In Europe we have UK labour market data, Swedish CPI and the German ZEW index. The UK labour market data will as usual be if interest to the Bank of England, with wage growth still running at uncomfortably high levels and representing a significant barrier to more dovish policy. However, Catherine Mann, one of the established hawks on the MPC, changed her spots last time around on the view that weakening demand would start to lead to lower wage growth this year. Even so, we wouldn’t expect much evidence of weakness in earnings this time around, although there may be some further evidence of weakening employment growth. The HMRC payrolled employment data certainly suggests that employment growth is turning negative, and if this accelerates it is likely to put some downward pressure on GBP. EUR/GBP continues to trade heavily but there is little value sub-0.83 and the recent declines look to be based on a combination of positive global risk sentiment and relatively favourable tariff treatment for the UK, neither of which looks certain to continue.

The Swedish CPI data could be more important after the big rise in Swedish unemployment reported on Monday. As it stands, the market isn’t pricing in any more easing from the Riksbank, but the rise in unemployment suggests pressure for more easing may emerge if inflation remains subdued. The market is anticipating a sharp rise in the targeted CPIF measure of inflation to 2.2% y/y from 1.5% y/y, but if this doesn’t materialise the risks may switch towards a weaker SEK after the gains in recent weeks which have been supported by rising SEK yields.

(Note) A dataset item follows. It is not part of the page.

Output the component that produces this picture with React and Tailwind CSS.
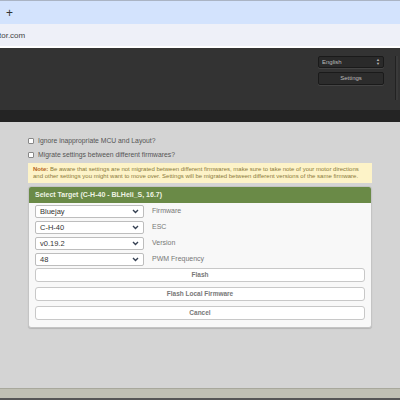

In North America we have Canadian January CPI which we expect to slip to 1.7% yr/yr in January from 1.8% in December, the fall largely due to a temporary suspension of the Goods and Services Tax that will ran from Mid-December through Mid-February. Before slightly disappointing data, Bank of Canada Governor Tiff Macklem stated that the tax suspension is expected to move inflation down to a low of around 1.5% in January. Soft data a year ago will restrain improvement in yr/yr rates. For the BoC core rates we expect CPI-Common to remain at 2.0% for a third straight month, CPI-Median to fall to 2.2% from 2.4%, repeating a 0.2% slowing in December, and CPI-Trim to fall to 2.4% from 2.5%, repeating a 0.1% slowing in December. Our numbers for the core rates are below market consensus, suggesting recent CAD strength could see something of a reversal.